The Case for Outsourcing: Real Triggers

Growth beyond 30 users. Each additional user exponentially increases management burden—new extensions, phone replacements, configuration mistakes, and support requests. A managed service provider (MSP) scales effortlessly.

Complex integrations. If you're connecting VoIP to Salesforce, Zendesk, Slack, or other business tools, the setup and maintenance demand telecom-specific expertise. MSPs handle this routinely; in-house teams usually fumble.

Multi-site or remote-heavy operations. Managing VoIP across offices, branches, or fully distributed teams requires constant monitoring, security hardening, and failover testing. This is where outsourcing saves the most money and headache.

Compliance or security requirements. Healthcare (HIPAA), finance (PCI-DSS), or government contracts demand call recording, encryption, audit trails, and penetration testing. Outsourced VoIP providers maintain these certifications; you likely don't.

Limited IT budget. If you can't afford a full-time telecom person, outsourcing at $50–$150 per user per month (depending on scope) is cheaper than hiring and more flexible.

What to Look for in a VoIP Outsourcing Partner

Choose a provider that offers 24/7 monitoring and support—not just business-hours ticketing. Your phones need to work when customers call at 6 PM on Friday.

Verify their SLA commitments. Look for 99.5% or higher uptime guarantees, with clear credits if they miss them. Backup connectivity (failover to a secondary carrier) should be automatic, not manual.

Check integration capabilities. If you use Salesforce, Microsoft Teams, or a custom CRM, confirm they've worked with that platform before and can set it up without weeks of discovery.

Ask about call recording and compliance tools. Even if you don't need them now, growth will. A provider locked into your infrastructure makes future compliance easier.

Request references from companies your size. A provider managing 500-seat enterprise deployments might not prioritize your 50-person startup's issues.

The Financial Reality

Outsourcing typically costs $40–$150 per user per month, depending on feature set, support level, and your location. For a 50-person company, that's $2,000–$7,500 monthly. Offset against a full-time telecom salary ($50k+) plus tools and training, you break even at around month 8.

Include your IT person's current time spent on VoIP in the calculation—often 10–15 hours weekly for small businesses. That's real capacity freed up for growth initiatives.

Getting Found and Growing Your VoIP Services Business

If you're an MSP or VoIP reseller looking to win more clients, listing your services on platforms like Mercoly helps you get discovered by business owners actively searching for outsourced VoIP support. You'll attract qualified leads and showcase your specific expertise to buyers ready to delegate.

Frequently Asked Questions

Q: How long does it take to migrate our existing VoIP system to an outsourced provider? A typical migration (cutover, user training, cleanup) takes 2–4 weeks depending on system complexity and your team's involvement in testing. Providers usually migrate in phases to minimize downtime.

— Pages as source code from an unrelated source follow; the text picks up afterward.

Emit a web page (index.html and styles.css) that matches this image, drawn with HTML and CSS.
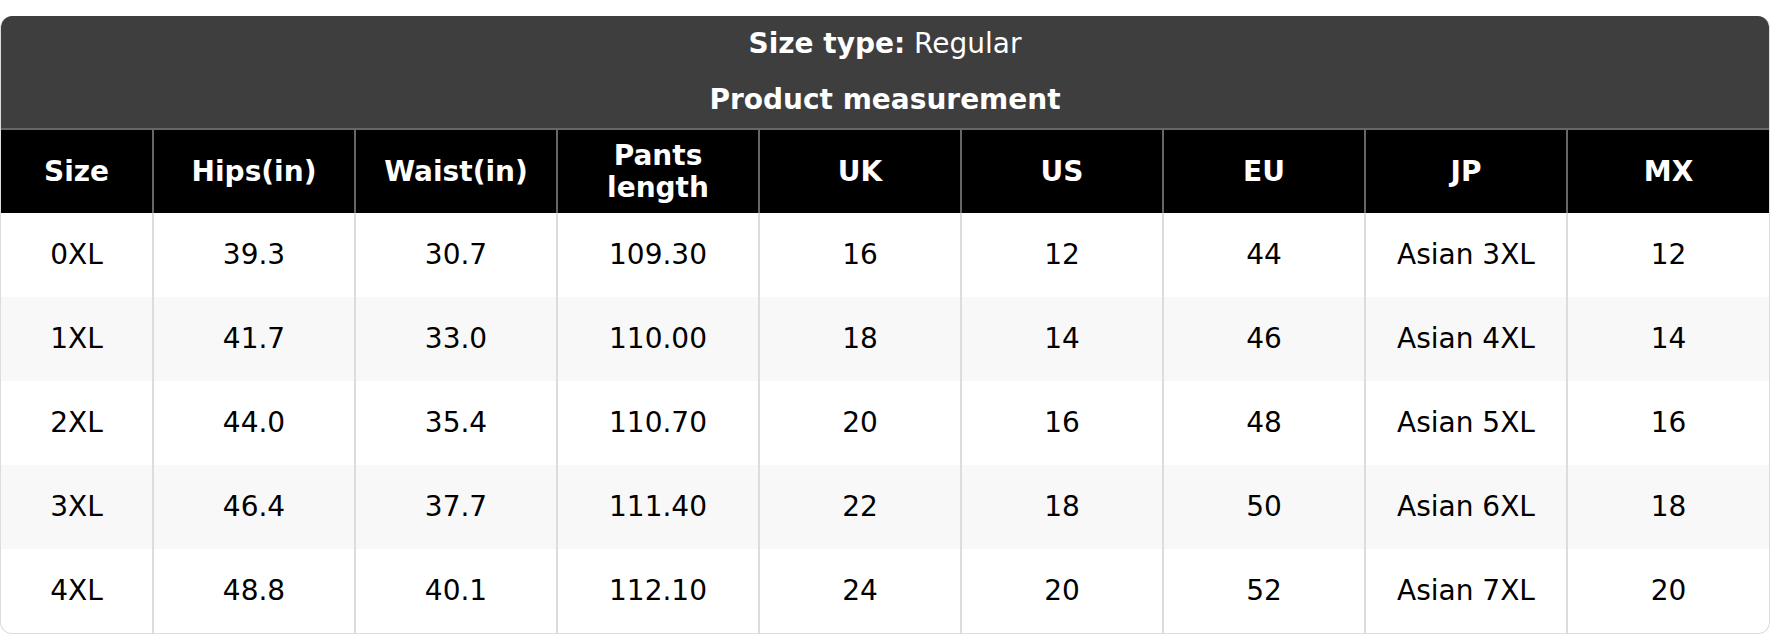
FILE: index.html
```html
<!DOCTYPE html>
<html lang="en">
<head>
<meta charset="utf-8">
<title>Size chart</title>
<link rel="stylesheet" href="styles.css">
</head>
<body>
<div class="card">
  <div class="caption">
    <div class="caption-line"><b>Size type:</b> Regular</div>
    <div class="caption-line"><b>Product measurement</b></div>
  </div>
  <table class="chart">
    <colgroup>
      <col class="c-first">
      <col class="c-std"><col class="c-std"><col class="c-std"><col class="c-std">
      <col class="c-std"><col class="c-std"><col class="c-std"><col class="c-std">
    </colgroup>
    <thead>
      <tr>
        <th>Size</th><th>Hips(in)</th><th>Waist(in)</th><th>Pants<br>length</th>
        <th>UK</th><th>US</th><th>EU</th><th>JP</th><th>MX</th>
      </tr>
    </thead>
    <tbody>
      <tr><td>0XL</td><td>39.3</td><td>30.7</td><td>109.30</td><td>16</td><td>12</td><td>44</td><td>Asian 3XL</td><td>12</td></tr>
      <tr><td>1XL</td><td>41.7</td><td>33.0</td><td>110.00</td><td>18</td><td>14</td><td>46</td><td>Asian 4XL</td><td>14</td></tr>
      <tr><td>2XL</td><td>44.0</td><td>35.4</td><td>110.70</td><td>20</td><td>16</td><td>48</td><td>Asian 5XL</td><td>16</td></tr>
      <tr><td>3XL</td><td>46.4</td><td>37.7</td><td>111.40</td><td>22</td><td>18</td><td>50</td><td>Asian 6XL</td><td>18</td></tr>
      <tr><td>4XL</td><td>48.8</td><td>40.1</td><td>112.10</td><td>24</td><td>20</td><td>52</td><td>Asian 7XL</td><td>20</td></tr>
    </tbody>
  </table>
</div>
</body>
</html>
```
FILE: styles.css
```css
html, body {
  margin: 0;
  padding: 0;
  background: #ffffff;
}

body {
  font-family: "DejaVu Sans", Verdana, sans-serif;
  font-size: 28px;
  line-height: 32px;
  color: #000;
  padding-top: 16px;
}

.card {
  width: 1770px;
  box-sizing: border-box;
  border: 1px solid #dcdcdc;
  border-top: none;
  border-radius: 12px;
  overflow: hidden;
}

.caption {
  background: #3e3e3e;
  color: #fff;
  text-align: center;
}

.caption-line {
  padding: 12px 0;
}

.chart {
  width: 100%;
  border-collapse: collapse;
  table-layout: fixed;
}

.c-first { width: 152px; }
.c-std { width: 202px; }

.chart th {
  background: #000;
  color: #fff;
  font-weight: bold;
  padding: 10px 6px 9px;
  border-top: 2px solid #666;
  border-left: 2px solid #666;
  text-align: center;
  vertical-align: middle;
}

.chart th:first-child { border-left: none; }

.chart td {
  padding: 26px 6px 26px;
  text-align: center;
  vertical-align: middle;
  border-left: 2px solid #dcdcdc;
}

.chart td:first-child { border-left: none; }

.chart tbody tr:nth-child(even) td {
  background: #f8f8f8;
}
```
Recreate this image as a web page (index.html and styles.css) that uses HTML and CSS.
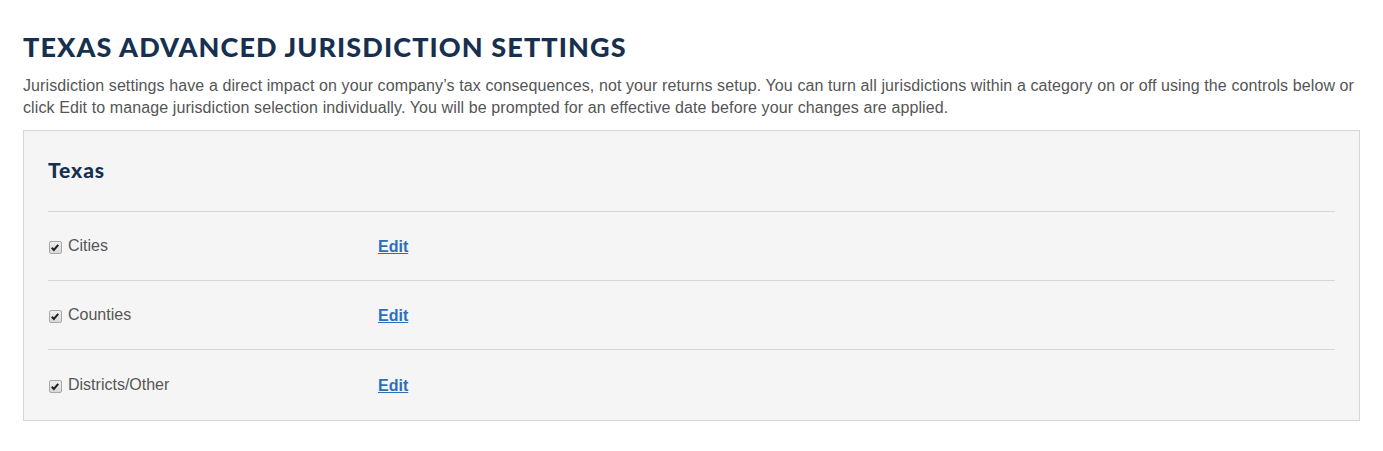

Q: What happens to our call recordings and data if we switch providers? Any reputable provider gives you 30–60 days to export call recordings, voicemails, and configuration backups in standard formats. Clarify data export procedures in the contract before signing.

Q: Can outsourced VoIP providers integrate with our existing PBX or Asterisk deployment? Yes—most MSPs can manage hybrid setups or gradually migrate you off on-premises systems to cloud alternatives. Discuss your timeline and budget upfront, as hybrid setups cost more to maintain.

Ready to offload your VoIP headaches? Evaluate outsourcing partners this quarter and reclaim that IT bandwidth for your core business.

Run a VoIP & Business Phone Systems business?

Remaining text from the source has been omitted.